MVC does not imply that the code only contains models, views and controllers. "MVC" is not an all-inclusive list of every kind of component in your codebase.


in the context of software architecture and design, is the MVC pattern more specific or clear about the roles and structure of routers and controllers?

You've got to separate the route from the router.

  • The route is invariably tied to the specific controller actions it routes to.
  • The router is a piece of reusable logic that connects an incoming web request to the appropriate controller action/route it belongs to.

The router being reusable logic indicates that it's ripe for abstracting into a class of its own. There'd be nothing to gain from rewriting all that logic for every controller you create.

That being said, specific implementation details are generally left up to the framework itself, and there are several MVC frameworks to choose from.

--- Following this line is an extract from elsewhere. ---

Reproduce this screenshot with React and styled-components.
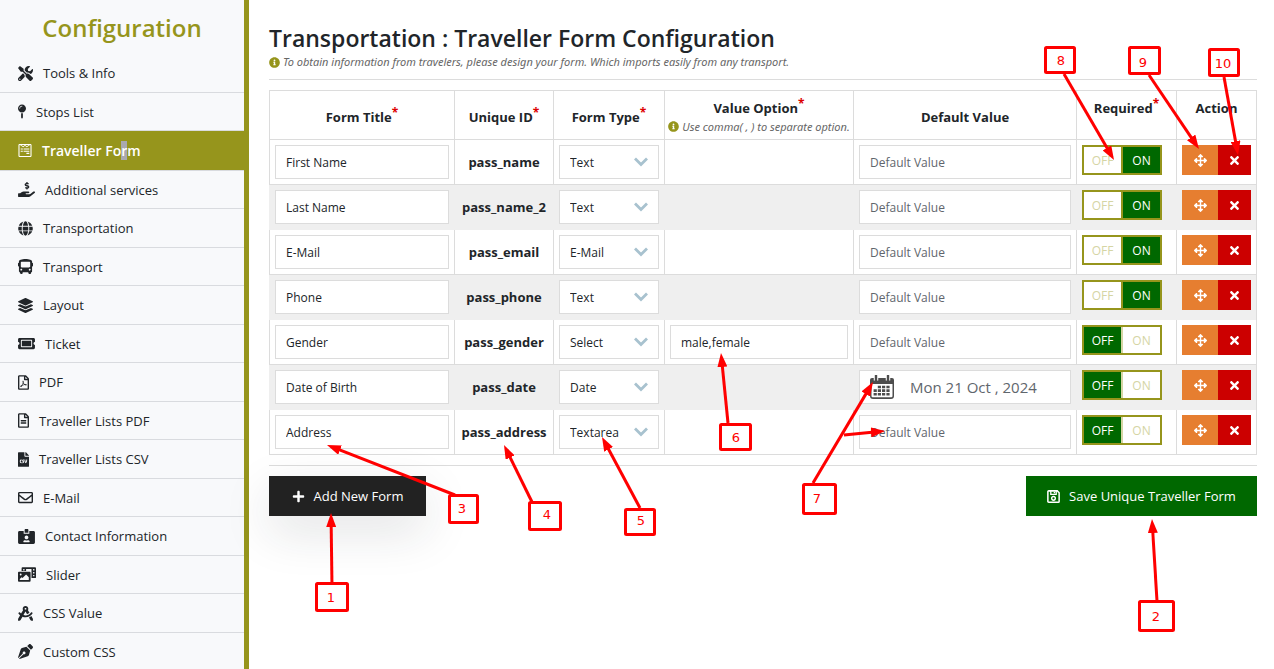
import React from 'react';
import styled, { createGlobalStyle, css } from 'styled-components';
import {
  FaTools, FaMapPin, FaWpforms, FaHandHoldingUsd, FaGlobe, FaBus, FaLayerGroup, FaTicketAlt,
  FaRegFilePdf, FaRegFileAlt, FaFileCsv, FaRegEnvelope, FaIdCardAlt, FaPhotoVideo,
  FaDraftingCompass, FaPenNib, FaInfoCircle, FaPlus, FaArrowsAlt, FaTimes,
} from 'react-icons/fa';

const olive = '#96951c';
const green = '#006800';
const line = '#dcdcdc';

const Global = createGlobalStyle`
  *, *::before, *::after { box-sizing: border-box; }
  body {
    margin: 0;
    background: #fff;
    color: #212529;
    font-family: "Open Sans", "Noto Sans", sans-serif;
    font-size: 13px;
  }
  button, input, select { font: inherit; color: inherit; margin: 0; }
`;

const Page = styled.div`
  position: relative;
  display: flex;
  min-height: 100vh;
  overflow: hidden;
`;

const Sidebar = styled.nav`
  flex: 0 0 249px;
  height: 100vh;
  overflow: hidden;
  background: #f8f9fb;
  border-right: 5px solid ${olive};
`;

const SideTitle = styled.h2`
  margin: 0;
  padding-top: 2px;
  height: 54px;
  line-height: 52px;
  text-align: center;
  font-size: 24px;
  font-weight: 600;
  color: ${olive};
`;

const Menu = styled.ul`
  margin: 0;
  padding: 0;
  list-style: none;
`;

const MenuItem = styled.li`
  height: 39px;
  border-bottom: 1px solid #d9dbdf;
  &:nth-child(even) { height: 38px; }
  ${(p) => p.$active && css`
    height: 40px;
    background: ${olive};
    color: #fff;
    font-size: 14px;
    font-weight: 600;
  `}
`;

const MenuLink = styled.a`
  display: flex;
  align-items: center;
  gap: 10px;
  height: 100%;
  padding-left: 18px;
  color: inherit;
  text-decoration: none;
  white-space: nowrap;
  svg { width: ${(p) => p.$icon}px; height: 15px; flex: none; }
`;

const Selected = styled.span`
  background: #a9a9b0;
`;

const Main = styled.main`
  flex: 1;
  min-width: 0;
  padding: 23px 17px 0 20px;
`;

const Title = styled.h1`
  margin: 0;
  font-size: 23px;
  line-height: 30px;
  font-weight: 600;
`;

const Hint = styled.p`
  display: flex;
  align-items: center;
  justify-content: ${(p) => (p.$center ? 'center' : 'flex-start')};
  gap: 3px;
  margin: 0;
  font-family: "Noto Sans", "Open Sans", sans-serif;
  font-size: 11px;
  line-height: 18px;
  font-style: italic;
  font-weight: 400;
  color: #666;
  white-space: nowrap;
  svg { color: ${olive}; font-size: 11px; flex: none; }
`;

const Rule = styled.hr`
  margin: ${(p) => p.$top}px 0 10px;
  border: 0;
  border-top: 1px solid ${line};
`;

const Table = styled.table`
  width: 100%;
  table-layout: fixed;
  border-spacing: 0;
  border-top: 1px solid ${line};
  border-right: 1px solid ${line};
`;

const Col = styled.col`
  width: ${(p) => p.$w};
`;

const Th = styled.th`
  height: 49px;
  padding: ${(p) => (p.$top ? '7px 0 0' : '3px 0 0')};
  vertical-align: ${(p) => (p.$top ? 'top' : 'middle')};
  border-left: 1px solid ${line};
  border-bottom: 1px solid ${line};
  line-height: 20px;
  font-weight: 700;
`;

const Star = styled.sup`
  color: #d00;
  font-size: 12px;
  line-height: 0;
`;

const Td = styled.td`
  height: 45px;
  padding: 5px;
  vertical-align: top;
  border-left: 1px solid ${line};
  border-bottom: 1px solid ${line};
`;

const Row = styled.tr`
  &:nth-child(even) ${Td} {
    background: #efefef;
    border-left-color: #efefef;
    border-bottom-color: #efefef;
  }
`;

const UniqueId = styled.strong`
  display: block;
  line-height: 34px;
  text-align: center;
  white-space: nowrap;
`;

const field = css`
  display: block;
  width: 100%;
  height: 34px;
  padding: 0 10px;
  border: 1px solid ${line};
  border-radius: 0;
  background: #fff;
  outline: 0;
`;

const Input = styled.input`
  ${field}
  font-size: 12px;
  &::placeholder { color: #5f666d; opacity: 1; }
`;

const DateField = styled.label`
  ${field}
  display: flex;
  align-items: center;
  gap: 16px;
  svg { flex: none; }
`;

const DateInput = styled.input`
  flex: 1;
  min-width: 0;
  padding: 0;
  border: 0;
  outline: 0;
  background: none;
  font-size: 15px;
  color: #5f666d;
`;

const SelectWrap = styled.div`
  display: grid;
  align-items: center;
  > * { grid-area: 1 / 1; }
  svg { justify-self: end; margin-right: 11px; pointer-events: none; }
`;

const Select = styled.select`
  ${field}
  appearance: none;
  font-size: 12px;
`;

const Toggle = styled.div`
  display: flex;
  width: 80px;
  height: 30px;
  border: 2px solid ${olive};
`;

const ToggleButton = styled.button`
  flex: 1 1 0;
  padding: 0;
  border: 0;
  border-left: ${(p) => (p.$divider ? `2px solid ${p.$divider}` : '0')};
  background: ${(p) => (p.$on ? green : '#fff')};
  color: ${(p) => (p.$on ? '#fff' : '#d5d5a4')};
  font-size: 12px;
`;

const Actions = styled.div`
  display: flex;
`;

const IconButton = styled.button`
  display: flex;
  align-items: center;
  justify-content: center;
  width: ${(p) => p.$w}px;
  height: 30px;
  padding: 0;
  border: 0;
  background: ${(p) => p.$bg};
  color: #fff;
`;

const Footer = styled.div`
  display: flex;
  justify-content: space-between;
`;

const BigButton = styled.button`
  display: flex;
  align-items: center;
  justify-content: center;
  gap: 9px;
  width: ${(p) => p.$w}px;
  height: 40px;
  padding: 0;
  border: 0;
  background: ${(p) => p.$bg};
  box-shadow: ${(p) => (p.$raised ? '0 16px 48px rgba(30, 35, 50, 0.13)' : 'none')};
  color: #fff;
  font-weight: 500;
  white-space: nowrap;
`;

const Overlay = styled.svg`
  position: absolute;
  top: 0;
  left: 0;
  width: 1274px;
  height: 669px;
  pointer-events: none;
  text { font-family: "DejaVu Sans", sans-serif; font-size: 13px; fill: #f00; text-anchor: middle; }
`;

// Label, icon, and the icon's width at the menu's icon height.
const menu = [
  ['Tools & Info', FaTools, 15],
  ['Stops List', FaMapPin, 8],
  ['Traveller Form', FaWpforms, 14],
  ['Additional services', FaHandHoldingUsd, 17],
  ['Transportation', FaGlobe, 15],
  ['Transport', FaBus, 15],
  ['Layout', FaLayerGroup, 15],
  ['Ticket', FaTicketAlt, 17],
  ['PDF', FaRegFilePdf, 11],
  ['Traveller Lists PDF', FaRegFileAlt, 11],
  ['Traveller Lists CSV', FaFileCsv, 11],
  ['E-Mail', FaRegEnvelope, 15],
  ['Contact Information', FaIdCardAlt, 17],
  ['Slider', FaPhotoVideo, 18],
  ['CSS Value', FaDraftingCompass, 15],
  ['Custom CSS', FaPenNib, 15],
];

const rows = [
  { title: 'First Name', id: 'pass_name', type: 'Text', required: true },
  { title: 'Last Name', id: 'pass_name_2', type: 'Text', required: true },
  { title: 'E-Mail', id: 'pass_email', type: 'E-Mail', required: true },
  { title: 'Phone', id: 'pass_phone', type: 'Text', required: true },
  { title: 'Gender', id: 'pass_gender', type: 'Select', option: 'male,female', required: false },
  { title: 'Date of Birth', id: 'pass_date', type: 'Date', date: 'Mon 21 Oct , 2024', required: false },
  { title: 'Address', id: 'pass_address', type: 'Textarea', required: false },
];

const types = ['Text', 'E-Mail', 'Select', 'Date', 'Textarea'];

// Callouts: box corner and size, label centre, then the arrows as from/to pairs.
const callouts = [
  { n: 1, box: [315, 582, 34, 30], at: [331, 597], arrows: [[332, 586, 331, 513]] },
  { n: 2, box: [1138, 600, 37, 32], at: [1156, 616], arrows: [[1157, 601, 1152, 519]] },
  { n: 3, box: [448, 494, 31, 30], at: [462, 508], arrows: [[455, 495, 327, 445]] },
  { n: 4, box: [528, 501, 34, 30], at: [547, 514], arrows: [[532, 502, 504, 445]] },
  { n: 5, box: [624, 508, 32, 28], at: [641, 520], arrows: [[640, 508, 602, 437]] },
  { n: 6, box: [719, 423, 33, 28], at: [736, 437], arrows: [[728, 423, 721, 353]] },
  { n: 7, box: [802, 483, 35, 32], at: [817, 498], arrows: [[813, 483, 873, 382], [844, 435, 885, 431]] },
  { n: 8, box: [1044, 46, 32, 28], at: [1061, 60], arrows: [[1064, 74, 1114, 160]] },
  { n: 9, box: [1128, 46, 33, 29], at: [1143, 62], arrows: [[1149, 75, 1199, 149]] },
  { n: 10, box: [1208, 48, 32, 29], at: [1223, 63], arrows: [[1224, 77, 1238, 155]] },
];

const Chevron = () => (
  <svg width="14" height="10" viewBox="0 0 14 10" aria-hidden="true">
    <path d="M1 1.500 7 7.500 13 1.500" fill="none" stroke="#a8c2cf" strokeWidth="2.800" />
  </svg>
);

const Calendar = () => (
  <svg width="24" height="24" viewBox="0 0 24 24" aria-hidden="true">
    <path d="M2 3h20a2 2 0 0 1 2 2v16a3 3 0 0 1-3 3H3a3 3 0 0 1-3-3V5a2 2 0 0 1 2-2z" fill="#4d4d4d" />
    <path d="M1.500 9h21v12a1.200 1.200 0 0 1-1.200 1.200H2.700a1.200 1.200 0 0 1-1.200-1.200z" fill="#fff" />
    <path d="M6 0v5.500M18 0v5.500" stroke="#fff" strokeWidth="4.500" />
    <path d="M6 .5v4.500M18 .5v4.500" stroke="#4d4d4d" strokeWidth="2.400" strokeLinecap="round" />
    <path
      d="M7.800 10.800h3.200v2.500H7.800zM12 10.800h3.200v2.500H12zM16.400 10.800h3.200v2.500h-3.200zM3.600 14.300h3.200v2.600H3.600zM7.800 14.300h3.200v2.600H7.800zM12 14.300h3.200v2.600H12zM16.400 14.300h3.200v2.600h-3.200zM3.600 18h3.200v2.600H3.600zM7.800 18h3.200v2.600H7.800zM12 18h3.200v2.600H12zM16.400 18h3.200v2.600h-3.200z"
      fill="#4d4d4d"
    />
  </svg>
);

const SaveIcon = () => (
  <svg width="13" height="13" viewBox="0 0 12 12" aria-hidden="true" fill="none" stroke="#fff">
    <path d="M1.700.8H9.500L11.200 2.500V10.500A.8.8 0 0 1 10.400 11.300H1.600A.8.8 0 0 1 .8 10.500V1.600A.8.8 0 0 1 1.700.8Z" strokeWidth="1.400" />
    <path d="M3.500 1V4H8.500V1M6.800 1.500V3" strokeWidth="1.200" />
    <circle cx="6" cy="7.700" r="1.700" strokeWidth="1.300" />
  </svg>
);

const Heading = ({ children, top }) => <Th scope="col" $top={top}>{children}</Th>;

export default function App() {
  return (
    <>
      <Global />
      <Page>
        <Sidebar aria-label="Configuration">
          <SideTitle>Configuration</SideTitle>
          <Menu>
            {menu.map(([label, Icon, width]) => {
              const active = label === 'Traveller Form';
              return (
                <MenuItem key={label} $active={active}>
                  <MenuLink href="#" $icon={width} aria-current={active ? 'page' : undefined}>
                    <Icon aria-hidden="true" />
                    {active ? <span>Traveller Fo<Selected>r</Selected>m</span> : label}
                  </MenuLink>
                </MenuItem>
              );
            })}
          </Menu>
        </Sidebar>

        <Main>
          <Title>Transportation : Traveller Form Configuration</Title>
          <Hint>
            <FaInfoCircle aria-hidden="true" />
            To obtain information from travelers, please design your form. Which imports easily from any transport.
          </Hint>
          <Rule $top={8} />

          <Table>
            <colgroup>
              <Col $w="185px" />
              <Col $w="99px" />
              <Col $w="111px" />
              <Col $w="189px" />
              <Col $w="auto" />
              <Col $w="100px" />
              <Col $w="80px" />
            </colgroup>
            <thead>
              <tr>
                <Heading>Form Title<Star>*</Star></Heading>
                <Heading>Unique ID<Star>*</Star></Heading>
                <Heading>Form Type<Star>*</Star></Heading>
                <Heading>
                  Value Option<Star>*</Star>
                  <Hint $center><FaInfoCircle aria-hidden="true" />Use comma( , ) to separate option.</Hint>
                </Heading>
                <Heading>Default Value</Heading>
                <Heading top>Required<Star>*</Star></Heading>
                <Heading top>Action</Heading>
              </tr>
            </thead>
            <tbody>
              {rows.map((r) => (
                <Row key={r.id}>
                  <Td><Input aria-label="Form title" defaultValue={r.title} /></Td>
                  <Td><UniqueId>{r.id}</UniqueId></Td>
                  <Td>
                    <SelectWrap>
                      <Select aria-label="Form type" defaultValue={r.type}>
                        {types.map((t) => <option key={t}>{t}</option>)}
                      </Select>
                      <Chevron />
                    </SelectWrap>
                  </Td>
                  <Td>{r.option && <Input aria-label="Value option" defaultValue={r.option} />}</Td>
                  <Td>
                    {r.date ? (
                      <DateField>
                        <Calendar />
                        <DateInput aria-label="Default date" defaultValue={r.date} />
                      </DateField>
                    ) : (
                      <Input aria-label="Default value" placeholder="Default Value" />
                    )}
                  </Td>
                  <Td>
                    <Toggle role="group" aria-label="Required">
                      <ToggleButton type="button" $on={!r.required} aria-pressed={!r.required}>OFF</ToggleButton>
                      <ToggleButton
                        type="button"
                        $on={r.required}
                        $divider={r.required ? olive : '#d5d5a4'}
                        aria-pressed={r.required}
                      >
                        ON
                      </ToggleButton>
                    </Toggle>
                  </Td>
                  <Td>
                    <Actions>
                      <IconButton type="button" aria-label="Move" $w={36} $bg="#e67e30"><FaArrowsAlt /></IconButton>
                      <IconButton type="button" aria-label="Delete" $w={33} $bg="#cc0000"><FaTimes /></IconButton>
                    </Actions>
                  </Td>
                </Row>
              ))}
            </tbody>
          </Table>

          <Rule $top={10} />
          <Footer>
            <BigButton type="button" $w={157} $bg="#222" $raised><FaPlus aria-hidden="true" />Add New Form</BigButton>
            <BigButton type="button" $w={231} $bg={green}><SaveIcon />Save Unique Traveller Form</BigButton>
          </Footer>
        </Main>

        <Overlay viewBox="0 0 1274 669">
          <defs>
            <marker id="head" markerUnits="userSpaceOnUse" markerWidth="14" markerHeight="10" refX="14" refY="5" orient="auto">
              <path d="M0 0 14 5 0 10z" fill="#f00" />
            </marker>
          </defs>
          {callouts.map(({ n, box: [x, y, w, h], at, arrows }) => (
            <g key={n}>
              {arrows.map(([x1, y1, x2, y2]) => {
                const k = 1 - 8 / Math.hypot(x2 - x1, y2 - y1);
                return (
                  <g key={x2}>
                    <line x1={x1} y1={y1} x2={x1 + (x2 - x1) * k} y2={y1 + (y2 - y1) * k} stroke="#f00" strokeWidth="3" />
                    <line x1={x1} y1={y1} x2={x2} y2={y2} stroke="none" markerEnd="url(#head)" />
                  </g>
                );
              })}
              <rect x={x + 1.5} y={y + 1.5} width={w - 3} height={h - 3} rx="1" fill="#fff" stroke="#f00" strokeWidth="3" />
              <text x={at[0]} y={at[1] + 5}>{n}</text>
            </g>
          ))}
        </Overlay>
      </Page>
    </>
  );
}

I can't exclude the possibility that there exists some MVC framework where the routing is done via boilerplated logic inside the controller. I'd very strongly question the quality of the framework, but I can't exclude the possibility of it existing.

I don't know all MVC frameworks by heart, and I don't think that's really the point of your question to begin with - since you're asking about the general concept of MVC rather than a specific framework.

When it comes to distributed 3-tier/n-tier/MVC architectures, routing is part of what's often called the controller layer.

However, within that controller layer, it is a responsibility that can be easily separated out and largely reused. If and how this separation happens is implementation-defined. Some frameworks provide declarative routing, like Spring, and some frameworks provide programmable routing, like Go http. So, if and how much routing you see in the actual controller does not really depend whether you use a multi-tier architecture but rather on the actual framework used.

The Router is the dispatch mechanism for the Controller. As such, you can see it as either a convenience controller boilerplate, or as a separate entity, so your MVCR assumption is correct.